Idioms are fixed expressions
Most idioms are frozen in form: you cannot usually substitute a synonym or change the grammar without breaking them. "Kick the bucket" cannot become "kick the pail", and "spill the beans" cannot become "spill the peas", even though the substitutes mean the same literally. This fixedness distinguishes idioms from ordinary figurative language, which a speaker invents freely. Some idioms do allow limited variation, and many can be inflected for tense ("she spilled the beans"), but the core words stay put. The phrase functions almost as a single long word with one agreed meaning.
Idioms and figurative language
Idioms are part of the broader category of figurative language — language that means something other than its literal sense — alongside metaphor, simile and hyperbole. Many idioms began as vivid metaphors that hardened into set phrases over time, so their original image is often forgotten: few people picturing "the bucket" know the phrase’s disputed origins. Every language has its own stock of idioms tied to its culture and history, which is why idioms rarely translate directly. For deeper coverage of metaphor, simile and related devices, see the literary-devices treatment of figurative language.
Key facts
At a glance
- Definition: a phrase whose meaning is not deducible from its words
- Key feature: figurative and non-compositional meaning
- Form: usually fixed — words cannot be freely swapped
- Example: "kick the bucket" means to die
- Relation: a type of figurative language
- Note: idioms are culture-specific and resist literal translation
Common misconceptions
What people often get wrong
Often heard: You can work out an idiom’s meaning from its individual words.

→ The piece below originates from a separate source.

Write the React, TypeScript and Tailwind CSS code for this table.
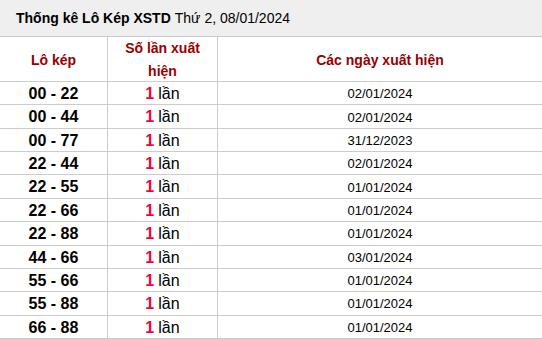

Actually: By definition you cannot. The meaning of an idiom is figurative and agreed by convention — "kick the bucket" means to die and has nothing to do with a literal bucket. This non-literal meaning is what makes it an idiom.
Often heard: You can swap words in an idiom for synonyms.
Actually: Idioms are usually fixed expressions. "Spill the beans" cannot become "spill the peas" without losing the idiomatic meaning, even though the words mean the same literally.
Often heard: An idiom is the same as a metaphor.
Actually: An idiom is a fixed, conventional phrase; a metaphor is a freely created comparison. Idioms are one part of the wider family of figurative language, which also includes metaphor and simile.